‘A new Republic for 2016’

The Sinn Fein annual conference has heard calls for a national conversation on the future of Ireland, between now and the centenary of the Easter Rising in 2016.

The North’s Deputy First Minister Martin McGuinness was the central figure in this year’s Ard Fheis, which was held in the Six Counties for the first time.

Sinn Fein’s arrival on Friday at the glittering Waterfront Hall, constructed as a showpiece for a new Belfast in the 1990s and typically used by the main unionist parties for their conferences, marked another stage in the party’s transformation into one of the most powerful in Ireland.

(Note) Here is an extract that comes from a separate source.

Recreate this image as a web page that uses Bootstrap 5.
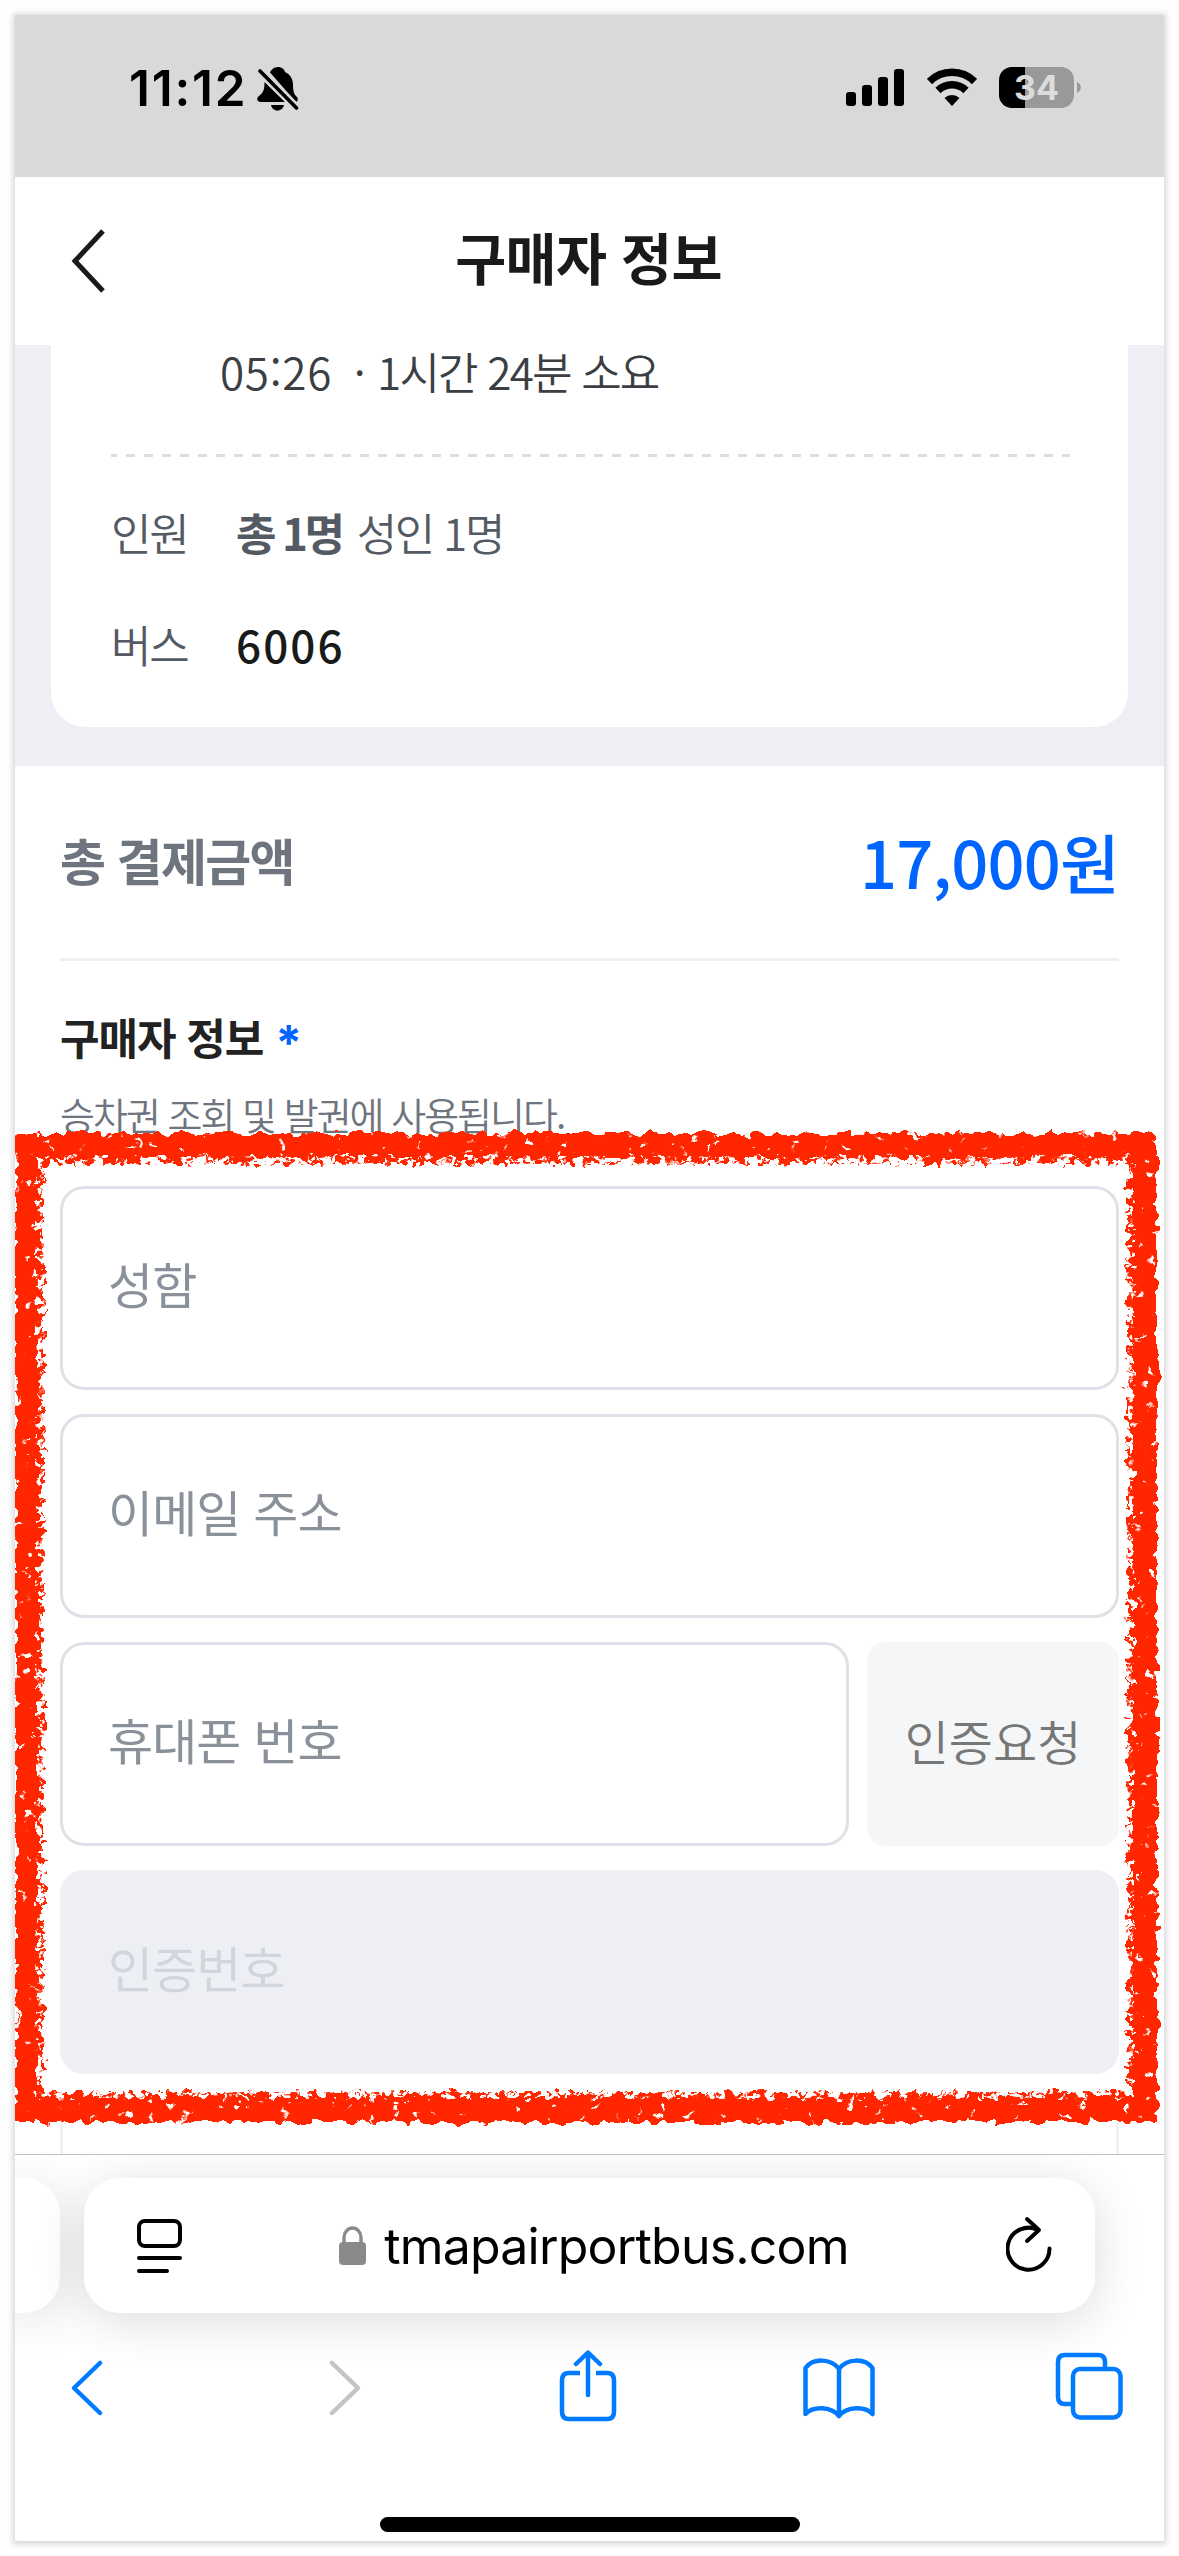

Nevertheless, as the delegates gathered around the theme of ‘Towards a New Republic’, armed PSNI police kept discreet watch from a nearby building.

The 100th anniversary of 1916 is expected to put an enormous strain on the political establishment in both parts of Ireland as they are confronted with the legacy of the Rising and the partition of Ireland.

Mr McGuinness said the next five years should be devoted to building a republic based on the vision of the 1916 leaders, and called for meetings to plan for the anniversary in every county.

He pointed to the last five years as an example of what had been achieved: Sinn Fein ministers sitting in a Six-County administration with the Democratic Unionist Party and, in Dublin, Gerry Adams leading a group of 14 TDs and three Senators.

He said “some political leaders in Ireland have waved the white flag - they accepted the loss of sovereignty - they accepted the IMF and the ECB [austerity plan] - not necessarily because they wanted to but because they hadn’t the vision to look for another way”.

He added that, “It is our duty to continue to reach out to unionists and it is our duty to persuade them of the merits of a new republic and of their treasured place in it.

“In the five years between now and 2016 I want to see us lead a national conversation on the future of this island. We are haemorrhaging our young people to far-flung parts of the world in search of work. A combination of greed and arrogance has left much of the Irish people demoralised. That is not the vision of 1916 and it is not my vision for Ireland approaching its centenary.

“And our national conversation needs to be truly national and indeed global. Our diaspora have a stake in our future. Let us begin the work today of structuring a proper engagement on the type of new republic we want to build - let us engage without preconditions and engage with those who have previously not had their voices heard.

“Let us have meetings in every Irish county in the next year - let us meet every group who has a stake in building a new republic. Remember the men and women of 1916 came from different backgrounds and different places. They had a vision and they had a purpose.”

The friendship between Mr McGuinness and a Derry-based Presbyterian minister was the focus of the first day of the Ard Fheis.

In his 20-minute speech, described as “historic” by Sinn Fein, the Reverend David Latimer addressed Martin McGuinness personally, telling him: “Martin, you are one or the true great leaders of modern times.”

He said they were “brothers in a diverse family”.

Mr Latimer’s decision to accept the invitation to become the first northern Protestant clergyman to address a Sinn Fein Ard Fheis provoked some controversy among hardline unionists.

However, he said only “5 per cent” of the messages from the community had been negative.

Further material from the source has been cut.